Her parents made that cross-prairie trip, after arriving from the Netherlands.
"This means a lot to me personally because I am first generation Canadian," she says.
"My parents came to Pier 21 in Halifax and then they travelled on one of these cars.
"But, also the importance of this story right now to Canadians is incredible," she adds.
"We are a country of immigrants, and I think that is why this story is so important today. We want to show that in a tangible way. It makes it real for everybody and reminds us what it means to be Canadian."
By the summer of next year, thanks to Willie and Zech, car 1202 will be reborn and on permanent display.
She deserves her rest and due admiration at Heritage Park.

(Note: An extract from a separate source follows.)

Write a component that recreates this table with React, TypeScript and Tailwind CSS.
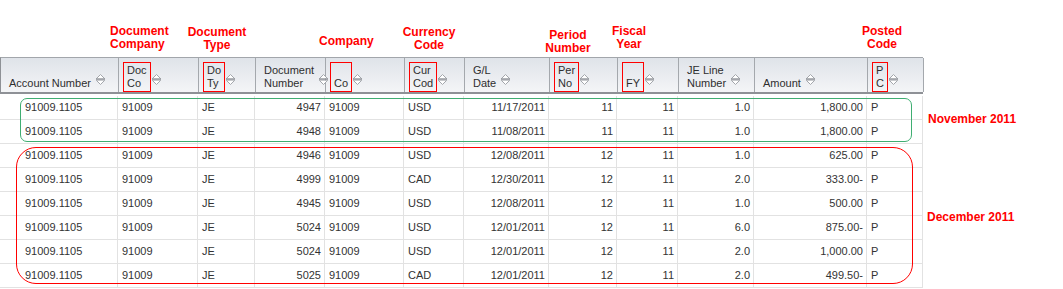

Yet her legacy, and what that means to would-be future Canadian immigrants contemplating their own daunting journey westward, rolls onward.
Lit as a beacon.
Car 1202 faces another long year of restoration but the story of which she is part will be celebrated nationally this summer, starting at Calgary's Heritage Park.
Launching at the park on 1 Jul 2017 a replica section of the car will be the backdrop for a stage play, showcasing the trials and tribulations of those who made that fraught rail journey across the Canadian Prairie.
Calgary's Quest Theatre actors will play individuals thrown together on a Colonist car in the early part of the 20th century.
While taking in the play, Calgarians will also be able to glimpse the on-going restoration work on the original car 1202.
After a few weeks in Calgary, the exhibit, along with the local actors, will travel to Halifax's Pier 21 to perform.
The ensemble and a related exhibit gradually make their way westward, ending up in Vancouver at the end of 2017.
"We will have the visible restoration of car 1202 for the public to see and also, on 1 Jul 2017 we will be cutting the ribbon on an exhibit that we will later take across the country, replicating the sense and feel of this Colonist car and the story it tells," said Park CEO Alida Visbach.
The project has been made possible with the support of The Bank of Montreal, the Alberta government, the City of Calgary, and local philanthropist Joan Snyder.